Weekly Reflection – May They Be One

31 May 2024

Earlier this week one of my sisters, who lives in Germany, sent me a photograph from Erfurt where she had been singing in a service to mark the Feast of Corpus Christi (which always falls on the Thursday after Trinity Sunday). The photograph was of the altar in the Monastery Church of St Augustine where, at the age of 24, Martin Luther had first celebrated the Eucharist as a priest in the Augustinian Order of Friars. Luther later wrote about the terror he experienced on this momentous occasion: “shall a miserable little pigmy say, ‘I want this, I ask for that’? For I am dust and ashes and full of sin and I am speaking to the living eternal and the true God.”  This experience was one among a number that set Luther on a spiritual and theological journey that would lead,  a decade later, to the publication of the ninety-five theses in which Luther famously challenged a number of key teachings of the Catholic Church.

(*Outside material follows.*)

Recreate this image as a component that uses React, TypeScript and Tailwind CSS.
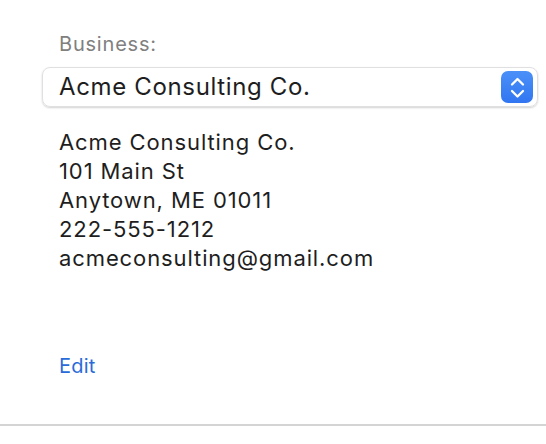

Four years later Luther was formally excommunicated by the Pope – an excommunication that has never been lifted. Luther’s breach with the papacy led to a complete realignment of Christianity in Europe, including (albeit indirectly)  in England; and the ensuing divisions, even in a kinder and gentler age amongst Christians, still exist today.

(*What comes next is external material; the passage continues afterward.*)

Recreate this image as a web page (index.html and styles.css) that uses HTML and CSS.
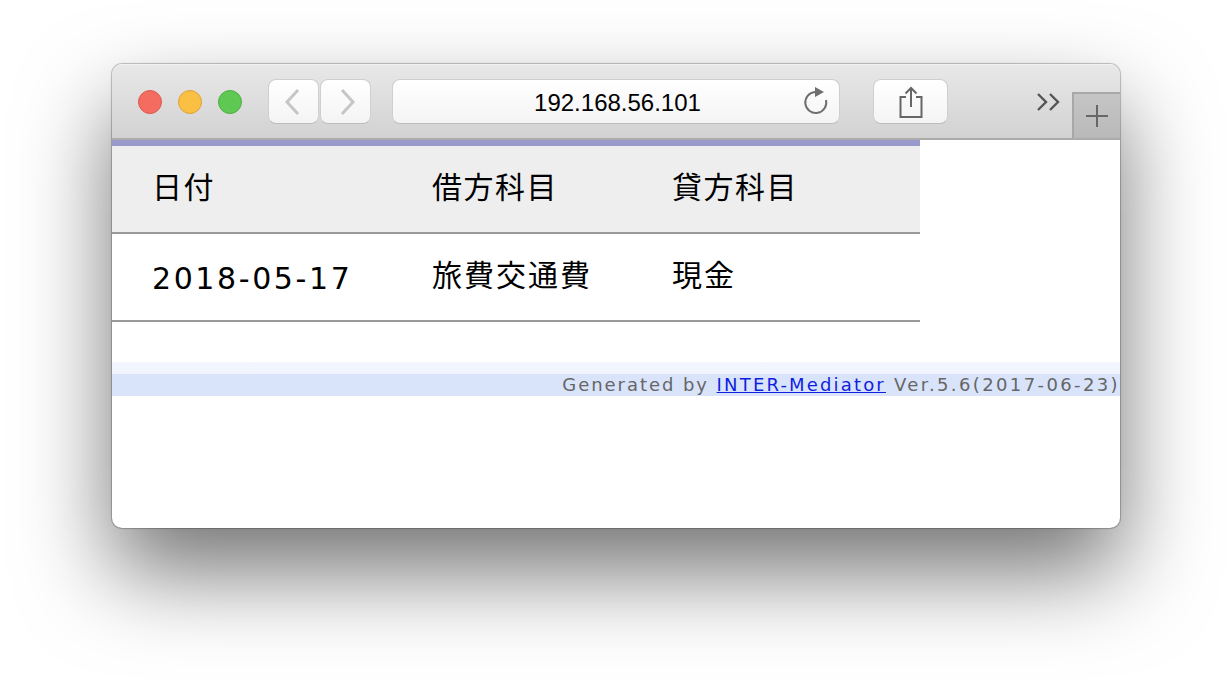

Looking at the photograph of the altar led me to reflect on the irony that it was the Christian understanding of the Eucharist, in all its complexity,  that lay at the heart of many of Luther’s theological struggles. The great sacrament of unity, instituted by Christ himself on the night before he died, would become a battleground of bitterly contested theologies. The side you happened to take in the sixteenth and early seventeenth centuries might literally be a matter of life and death.

Physical violence between Christians of different theological standpoints may have disappeared, at least in the west, but we are nowhere near achieving the unity that Jesus prayed for at his final meal with his disciples. Until that time comes the altar where Luther celebrated his first mass stands as mute testament to our failure to measure up fully to God’s will: that we might indeed be one as Jesus and the Father are one.